随着儒家文化在贵州的不断传播,土司地域文化与儒家传统文化不断地进行着融合与碰撞。两种文化的融合,表现为彼此影响、相互吸收和共同发展;两种文化的碰撞,主要表现为中央大一统诉求与地方土司势力纷纷争夺地盘的不同文化价值之间的冲突与回应。明朝永乐年间,中国封建社会已经发展到了一定的高度,封建中央集权制高度发展,多民族国家出现了由地域性统一走向全国性大统一的趋势,为确保皇权至高无上的统治地位,明政府规定,土司若有违抗朝命、争袭夺印、互相仇杀等现象,朝廷皆对土司给予惩处。同时,统治者还利用各种有利时机削弱甚至消灭地方土司势力。正是在这样的背景下,黔东二田之争为明朝廷实施改土归流提供了良机。

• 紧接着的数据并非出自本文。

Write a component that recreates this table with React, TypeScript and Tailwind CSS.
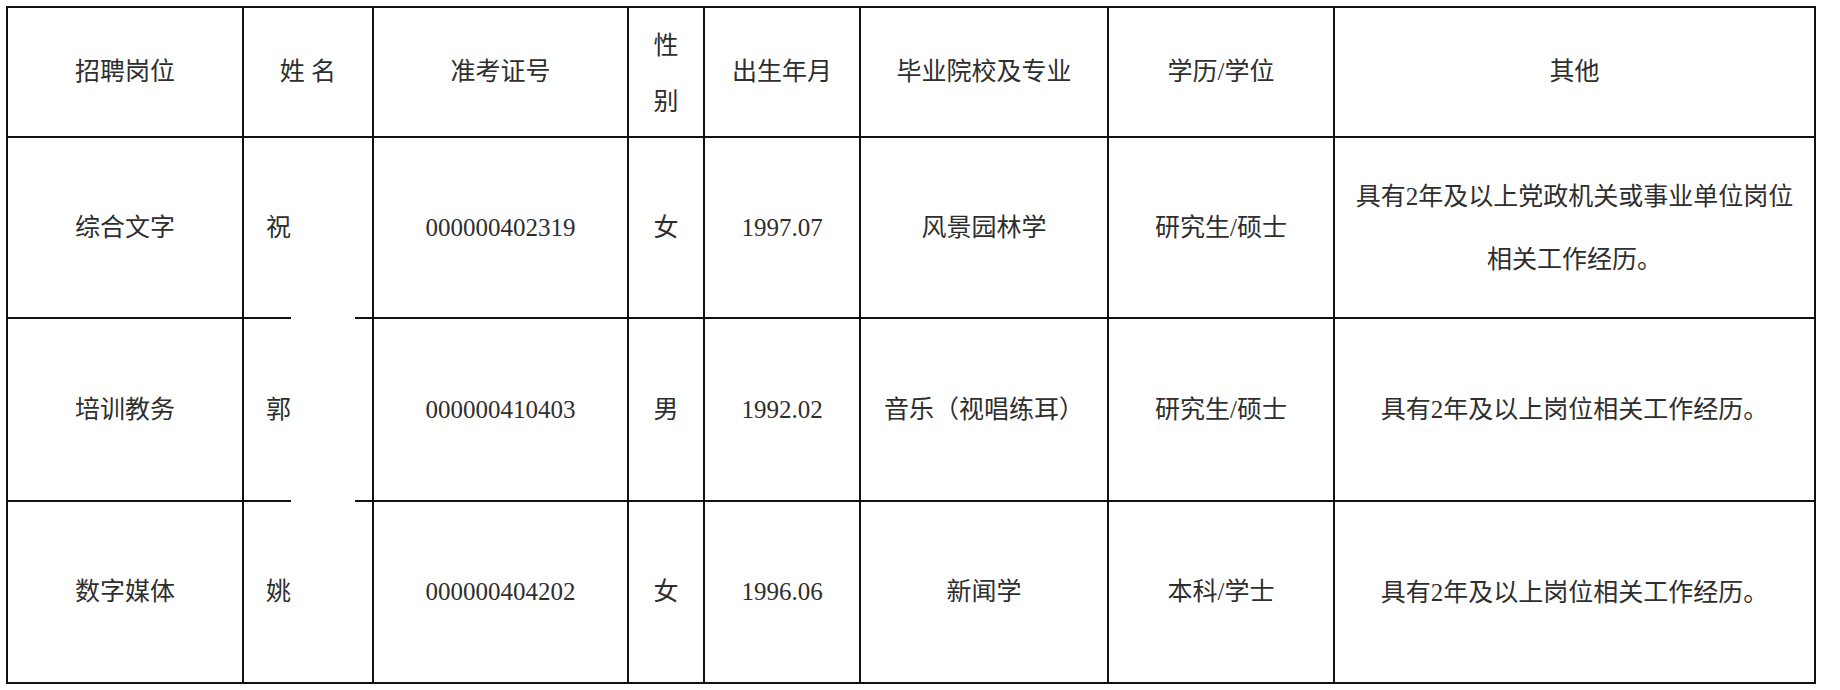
const rows = [
  {
    post: '综合文字',
    surname: '祝',
    examNo: '000000402319',
    sex: '女',
    birth: '1997.07',
    major: '风景园林学',
    degree: '研究生/硕士',
    other: ['具有2年及以上党政机关或事业单位岗位', '相关工作经历。'],
    h: 'h-[181px]',
  },
  {
    post: '培训教务',
    surname: '郭',
    examNo: '000000410403',
    sex: '男',
    birth: '1992.02',
    major: '音乐（视唱练耳）',
    degree: '研究生/硕士',
    other: ['具有2年及以上岗位相关工作经历。'],
    h: 'h-[183px]',
  },
  {
    post: '数字媒体',
    surname: '姚',
    examNo: '000000404202',
    sex: '女',
    birth: '1996.06',
    major: '新闻学',
    degree: '本科/学士',
    other: ['具有2年及以上岗位相关工作经历。'],
    h: 'h-[182px]',
  },
];

const cell = 'border-2 border-[#111] text-center align-middle p-0';

export default function App() {
  return (
    <div
      className="w-[1840px] h-[690px] bg-white pl-[6px] pt-[6px] text-[25px] text-[#2e2e2e]"
      style={{ fontFamily: '"Liberation Serif", "Noto Sans CJK SC", serif' }}
    >
      <div className="relative w-[1810px]">
        <table className="table-fixed border-collapse w-[1810px]">
          <colgroup>
            <col className="w-[236px]" />
            <col className="w-[130px]" />
            <col className="w-[255px]" />
            <col className="w-[76px]" />
            <col className="w-[156px]" />
            <col className="w-[248px]" />
            <col className="w-[226px]" />
            <col className="w-[481px]" />
          </colgroup>
          <thead>
            <tr className="h-[130px]">
              <th className={`${cell} font-normal`}>招聘岗位</th>
              <th className={`${cell} font-normal`}>姓&nbsp;名</th>
              <th className={`${cell} font-normal`}>准考证号</th>
              <th className={`${cell} font-normal`}>
                <div className="leading-[56px] pt-[4px]">
                  性<br />别
                </div>
              </th>
              <th className={`${cell} font-normal`}>出生年月</th>
              <th className={`${cell} font-normal`}>毕业院校及专业</th>
              <th className={`${cell} font-normal`}>学历/学位</th>
              <th className={`${cell} font-normal`}>其他</th>
            </tr>
          </thead>
          <tbody>
            {rows.map((r) => (
              <tr key={r.examNo} className={r.h}>
                <td className={cell}>{r.post}</td>
                <td className={`${cell} text-left pl-[22px]`}>{r.surname}</td>
                <td className={cell}>{r.examNo}</td>
                <td className={cell}>{r.sex}</td>
                <td className={cell}>{r.birth}</td>
                <td className={cell}>{r.major}</td>
                <td className={cell}>{r.degree}</td>
                <td className={cell}>
                  <div className="leading-[63px]">
                    {r.other.map((line, i) => (
                      <div key={i}>{line}</div>
                    ))}
                  </div>
                </td>
              </tr>
            ))}
          </tbody>
        </table>
        {/* redaction patch over the given names */}
        <div className="absolute left-[285px] top-[133px] w-[64px] h-[541px] bg-white" />
      </div>
    </div>
  );
}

改土归流与贵州建省有着紧密的联系,贯穿于贵州建省的整个进程,它既助推了贵州行省的建立,也为贵州省地域版图的不断扩大以及最终确定创造了条件。明朝廷在贵州实施改土归流,肇始于黔东田氏土司的废除,该事件成为建立贵州行省的助推器。永乐十一年(1413),朝廷废除了思州和思南的田氏土司势力,后置八府四州,改派流官统治,史称“思南、思州改土归流”。不久,设贵州布政使司总辖,正式建立了贵州行省。